Rethinking Proposition 209

In the fiery debate that took place over Proposition 209 in the months leading up to November 5, 1996, the sides were clearly drawn: the pro-affirmative action camp vociferously opposed the conservative-championed measure, while the bill's proponents shouted its praises equally loudly.

A year and a half after the measure's passage, some of Prop 209's strongest supporters are wondering if eliminating racial preferences was the right thing to do. Today, the water of racial preferences appears far murkier than affirmative action foes would have either hoped for or predicted on November 6, 1996.
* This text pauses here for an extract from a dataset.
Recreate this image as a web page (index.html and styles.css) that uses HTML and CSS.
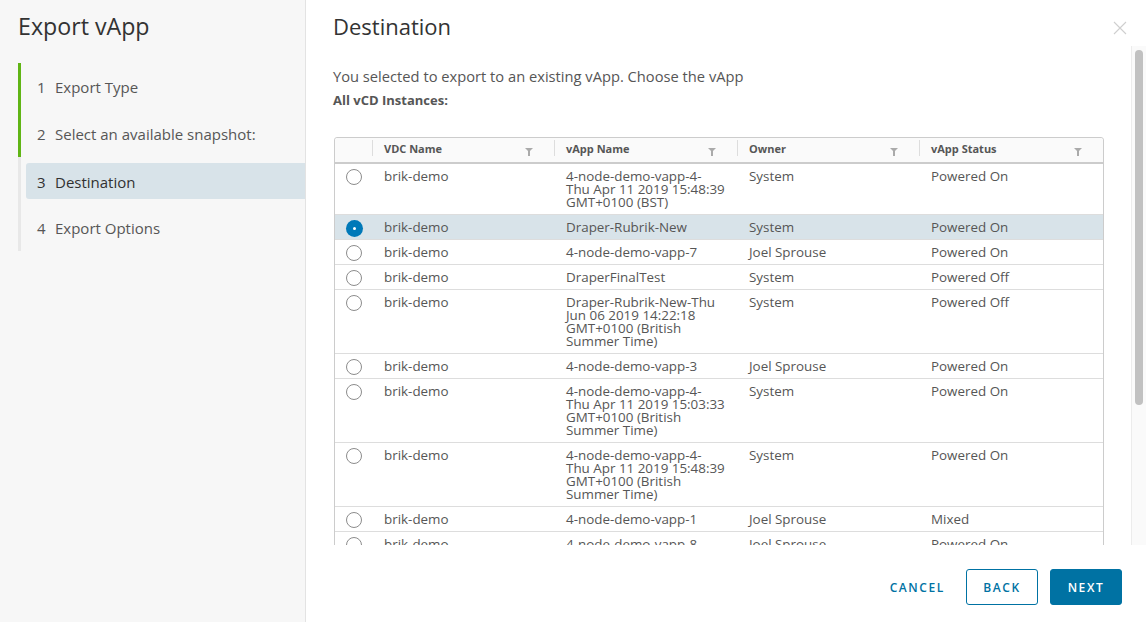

Two main issues are giving Californians pause over state prohibitions against race-based preference policies in the public higher education system, public employment and public contracting. First, and most prominently, the recently released numbers of under-represented minorities admitted to University of California undergraduate institutions are fairly striking, regardless of ideological bent.

The percentage of blacks, Hispanics and Native Americans admitted to Berkeley fell from 23.1 percent of admitted freshman to 10.4, with blacks' admittance declining 57 percent. At UCLA, black admission numbers dropped 43 percent, with the share of the three minorities combined dropping from 19.9 percent to 12.7 percent.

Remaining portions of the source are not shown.